▸ Your goal:
Exclude the pictures and reproduce the remaining data exactly as written.

▸ Provided records:
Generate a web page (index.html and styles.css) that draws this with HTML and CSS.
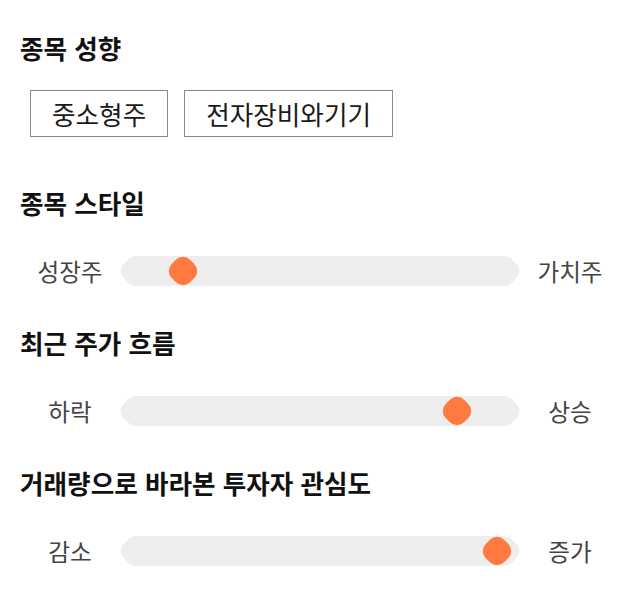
FILE: index.html
```html
<!DOCTYPE html>
<html lang="ko">
<head>
<meta charset="utf-8">
<title>종목 성향</title>
<link rel="stylesheet" href="styles.css">
</head>
<body>
<main class="page">
  <h2 class="title title-first">종목 성향</h2>
  <div class="tags">
    <span class="tag">중소형주</span>
    <span class="tag">전자장비와기기</span>
  </div>

  <h2 class="title title-after-tags">종목 스타일</h2>
  <div class="scale">
    <span class="scale-label">성장주</span>
    <div class="track"><div class="bar"></div><span class="thumb" style="--pos: 15.8%"></span></div>
    <span class="scale-label">가치주</span>
  </div>

  <h2 class="title">최근 주가 흐름</h2>
  <div class="scale">
    <span class="scale-label">하락</span>
    <div class="track"><div class="bar"></div><span class="thumb" style="--pos: 84.2%"></span></div>
    <span class="scale-label">상승</span>
  </div>

  <h2 class="title">거래량으로 바라본 투자자 관심도</h2>
  <div class="scale">
    <span class="scale-label">감소</span>
    <div class="track"><div class="bar"></div><span class="thumb" style="--pos: 94.2%"></span></div>
    <span class="scale-label">증가</span>
  </div>
</main>
</body>
</html>
```

FILE: styles.css
```css
html, body {
  margin: 0;
  padding: 0;
  background: #ffffff;
}

body {
  font-family: "Noto Sans CJK KR", "Noto Sans", sans-serif;
  color: #111111;
}

.page {
  display: flex;
  flex-direction: column;
  padding: 33px 20px 0 20px;
}

.title {
  margin: 42px 0 0 0;
  font-size: 25.6px;
  line-height: 29px;
  font-weight: 700;
  color: #111111;
}

.title-first {
  margin-top: 0;
}

.title-after-tags {
  margin-top: 51px;
}

.tags {
  display: flex;
  gap: 16px;
  margin-top: 28px;
  padding-left: 10px;
}

.tag {
  display: block;
  border: 1px solid #8a8a8a;
  padding: 9px 21px;
  font-size: 25.6px;
  line-height: 27px;
  color: #1a1a1a;
}

.scale {
  display: grid;
  grid-template-columns: 100px 1fr 100px;
  align-items: center;
  margin-top: 39px;
}

.scale-label {
  text-align: center;
  font-size: 23.6px;
  line-height: 30px;
  color: #444444;
}

.track {
  position: relative;
  height: 30px;
}

.bar {
  height: 30px;
  margin: 0 15px;
  background: #eeeeee;
}

.bar::before,
.bar::after {
  content: "";
  position: absolute;
  top: 2px;
  width: 26px;
  height: 26px;
  border-radius: 9px;
  background: #eeeeee;
  transform: rotate(45deg);
}

.bar::before {
  left: 2px;
}

.bar::after {
  right: 2px;
}

.thumb {
  position: absolute;
  top: 2px;
  left: calc(var(--pos) - 13px);
  width: 26px;
  height: 26px;
  border-radius: 10px;
  background: #ff7a40;
  transform: rotate(45deg);
}
```
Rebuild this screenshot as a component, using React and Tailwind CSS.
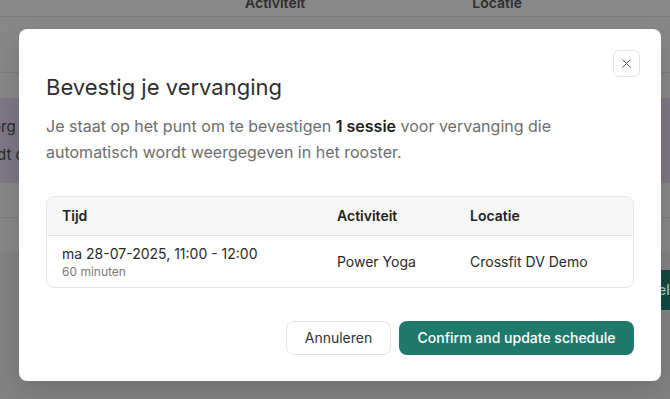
import { X } from 'lucide-react';

const font = { fontFamily: 'Inter, "Noto Sans", sans-serif' };

function Backdrop() {
  return (
    <div className="flex h-full flex-col bg-[#888888] text-[#2e2e2e]">
      <div className="flex h-[17px] items-end border-b border-[#7c7c7c] text-sm font-semibold leading-none">
        <span className="ml-[245px] translate-y-[-6px]">Activiteit</span>
        <span className="ml-[167px] translate-y-[-6px]">Locatie</span>
      </div>
      <div className="h-[56px] border-b border-[#7c7c7c]" />
      <div className="mt-[25px] flex h-[85px] flex-col justify-center gap-[8px] bg-[#7e7886] text-[15px] leading-5 text-[#2a2a2a]">
        <span className="-ml-[8px]">org</span>
        <span className="-ml-[3px]">dt d</span>
      </div>
      <div className="h-[35px] border-b border-[#7c7c7c]" />
      <div className="h-[34px]" />
      <div className="flex flex-1 justify-end bg-[#838383] pt-[18px]">
        <div className="flex h-[40px] w-[15px] items-center overflow-hidden rounded-l bg-[#134a40] pl-[3px] text-sm font-medium text-[#a9c6bf]">
          el
        </div>
      </div>
    </div>
  );
}

export default function App() {
  return (
    <div className="relative h-[399px] w-[670px] overflow-hidden" style={font}>
      <Backdrop />
      <div className="absolute left-[19px] top-[29px] flex h-[352px] w-[642px] flex-col rounded-lg bg-white px-[27px] shadow-[0_10px_30px_rgba(0,0,0,0.15)]">
        <div className="flex justify-end pt-[21px]">
          <button
            type="button"
            className="mr-[-6px] flex h-[27px] w-[27px] items-center justify-center rounded-md border border-[#e4e4e4] text-[#555]"
            aria-label="Close"
          >
            <X size={15} strokeWidth={1.6} />
          </button>
        </div>
        <h2 className="mt-[-4px] text-[22px] font-normal leading-7 text-[#2f2f2f]">
          Bevestig je vervanging
        </h2>
        <p className="mt-[12px] text-[16px] leading-[26px] text-[#6d6d6d]">
          Je staat op het punt om te bevestigen <span className="font-semibold text-[#1f1f1f]">1 sessie</span> voor vervanging die
          <br />
          automatisch wordt weergegeven in het rooster.
        </p>
        <div className="mt-[31px] overflow-hidden rounded-lg border border-[#e6e6e6]">
          <div className="flex h-[39px] items-center border-b border-[#e3e3e3] bg-[#f7f7f7] px-[15px] text-sm font-semibold text-[#222]">
            <span className="w-[275px]">Tijd</span>
            <span className="w-[133px]">Activiteit</span>
            <span>Locatie</span>
          </div>
          <div className="flex h-[51px] items-center px-[15px] text-sm text-[#2a2a2a]">
            <div className="flex w-[275px] flex-col">
              <span className="leading-5">ma 28-07-2025, 11:00 - 12:00</span>
              <span className="text-xs leading-4 text-[#7a7a7a]">60 minuten</span>
            </div>
            <span className="w-[133px]">Power Yoga</span>
            <span>Crossfit DV Demo</span>
          </div>
        </div>
        <div className="mt-[33px] flex justify-end gap-[8px]">
          <button
            type="button"
            className="h-[34px] w-[105px] rounded-lg border border-[#e2e2e2] bg-white text-sm text-[#333]"
          >
            Annuleren
          </button>
          <button
            type="button"
            className="h-[34px] w-[235px] rounded-lg bg-[#1f7a6b] text-sm font-medium text-white"
          >
            Confirm and update schedule
          </button>
        </div>
      </div>
    </div>
  );
}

▸ The answer:
Generate a web page (index.html and styles.css) that draws this with HTML and CSS.
FILE: index.html
```html
<!DOCTYPE html>
<html lang="ko">
<head>
<meta charset="utf-8">
<title>종목 성향</title>
<link rel="stylesheet" href="styles.css">
</head>
<body>
<main class="page">
  <h2 class="title title-first">종목 성향</h2>
  <div class="tags">
    <span class="tag">중소형주</span>
    <span class="tag">전자장비와기기</span>
  </div>

  <h2 class="title title-after-tags">종목 스타일</h2>
  <div class="scale">
    <span class="scale-label">성장주</span>
    <div class="track"><div class="bar"></div><span class="thumb" style="--pos: 15.8%"></span></div>
    <span class="scale-label">가치주</span>
  </div>

  <h2 class="title">최근 주가 흐름</h2>
  <div class="scale">
    <span class="scale-label">하락</span>
    <div class="track"><div class="bar"></div><span class="thumb" style="--pos: 84.2%"></span></div>
    <span class="scale-label">상승</span>
  </div>

  <h2 class="title">거래량으로 바라본 투자자 관심도</h2>
  <div class="scale">
    <span class="scale-label">감소</span>
    <div class="track"><div class="bar"></div><span class="thumb" style="--pos: 94.2%"></span></div>
    <span class="scale-label">증가</span>
  </div>
</main>
</body>
</html>
```

FILE: styles.css
```css
html, body {
  margin: 0;
  padding: 0;
  background: #ffffff;
}

body {
  font-family: "Noto Sans CJK KR", "Noto Sans", sans-serif;
  color: #111111;
}

.page {
  display: flex;
  flex-direction: column;
  padding: 33px 20px 0 20px;
}

.title {
  margin: 42px 0 0 0;
  font-size: 25.6px;
  line-height: 29px;
  font-weight: 700;
  color: #111111;
}

.title-first {
  margin-top: 0;
}

.title-after-tags {
  margin-top: 51px;
}

.tags {
  display: flex;
  gap: 16px;
  margin-top: 28px;
  padding-left: 10px;
}

.tag {
  display: block;
  border: 1px solid #8a8a8a;
  padding: 9px 21px;
  font-size: 25.6px;
  line-height: 27px;
  color: #1a1a1a;
}

.scale {
  display: grid;
  grid-template-columns: 100px 1fr 100px;
  align-items: center;
  margin-top: 39px;
}

.scale-label {
  text-align: center;
  font-size: 23.6px;
  line-height: 30px;
  color: #444444;
}

.track {
  position: relative;
  height: 30px;
}

.bar {
  height: 30px;
  margin: 0 15px;
  background: #eeeeee;
}

.bar::before,
.bar::after {
  content: "";
  position: absolute;
  top: 2px;
  width: 26px;
  height: 26px;
  border-radius: 9px;
  background: #eeeeee;
  transform: rotate(45deg);
}

.bar::before {
  left: 2px;
}

.bar::after {
  right: 2px;
}

.thumb {
  position: absolute;
  top: 2px;
  left: calc(var(--pos) - 13px);
  width: 26px;
  height: 26px;
  border-radius: 10px;
  background: #ff7a40;
  transform: rotate(45deg);
}
```
Rebuild this screenshot as a component, using React and Tailwind CSS.
import { X } from 'lucide-react';

const font = { fontFamily: 'Inter, "Noto Sans", sans-serif' };

function Backdrop() {
  return (
    <div className="flex h-full flex-col bg-[#888888] text-[#2e2e2e]">
      <div className="flex h-[17px] items-end border-b border-[#7c7c7c] text-sm font-semibold leading-none">
        <span className="ml-[245px] translate-y-[-6px]">Activiteit</span>
        <span className="ml-[167px] translate-y-[-6px]">Locatie</span>
      </div>
      <div className="h-[56px] border-b border-[#7c7c7c]" />
      <div className="mt-[25px] flex h-[85px] flex-col justify-center gap-[8px] bg-[#7e7886] text-[15px] leading-5 text-[#2a2a2a]">
        <span className="-ml-[8px]">org</span>
        <span className="-ml-[3px]">dt d</span>
      </div>
      <div className="h-[35px] border-b border-[#7c7c7c]" />
      <div className="h-[34px]" />
      <div className="flex flex-1 justify-end bg-[#838383] pt-[18px]">
        <div className="flex h-[40px] w-[15px] items-center overflow-hidden rounded-l bg-[#134a40] pl-[3px] text-sm font-medium text-[#a9c6bf]">
          el
        </div>
      </div>
    </div>
  );
}

export default function App() {
  return (
    <div className="relative h-[399px] w-[670px] overflow-hidden" style={font}>
      <Backdrop />
      <div className="absolute left-[19px] top-[29px] flex h-[352px] w-[642px] flex-col rounded-lg bg-white px-[27px] shadow-[0_10px_30px_rgba(0,0,0,0.15)]">
        <div className="flex justify-end pt-[21px]">
          <button
            type="button"
            className="mr-[-6px] flex h-[27px] w-[27px] items-center justify-center rounded-md border border-[#e4e4e4] text-[#555]"
            aria-label="Close"
          >
            <X size={15} strokeWidth={1.6} />
          </button>
        </div>
        <h2 className="mt-[-4px] text-[22px] font-normal leading-7 text-[#2f2f2f]">
          Bevestig je vervanging
        </h2>
        <p className="mt-[12px] text-[16px] leading-[26px] text-[#6d6d6d]">
          Je staat op het punt om te bevestigen <span className="font-semibold text-[#1f1f1f]">1 sessie</span> voor vervanging die
          <br />
          automatisch wordt weergegeven in het rooster.
        </p>
        <div className="mt-[31px] overflow-hidden rounded-lg border border-[#e6e6e6]">
          <div className="flex h-[39px] items-center border-b border-[#e3e3e3] bg-[#f7f7f7] px-[15px] text-sm font-semibold text-[#222]">
            <span className="w-[275px]">Tijd</span>
            <span className="w-[133px]">Activiteit</span>
            <span>Locatie</span>
          </div>
          <div className="flex h-[51px] items-center px-[15px] text-sm text-[#2a2a2a]">
            <div className="flex w-[275px] flex-col">
              <span className="leading-5">ma 28-07-2025, 11:00 - 12:00</span>
              <span className="text-xs leading-4 text-[#7a7a7a]">60 minuten</span>
            </div>
            <span className="w-[133px]">Power Yoga</span>
            <span>Crossfit DV Demo</span>
          </div>
        </div>
        <div className="mt-[33px] flex justify-end gap-[8px]">
          <button
            type="button"
            className="h-[34px] w-[105px] rounded-lg border border-[#e2e2e2] bg-white text-sm text-[#333]"
          >
            Annuleren
          </button>
          <button
            type="button"
            className="h-[34px] w-[235px] rounded-lg bg-[#1f7a6b] text-sm font-medium text-white"
          >
            Confirm and update schedule
          </button>
        </div>
      </div>
    </div>
  );
}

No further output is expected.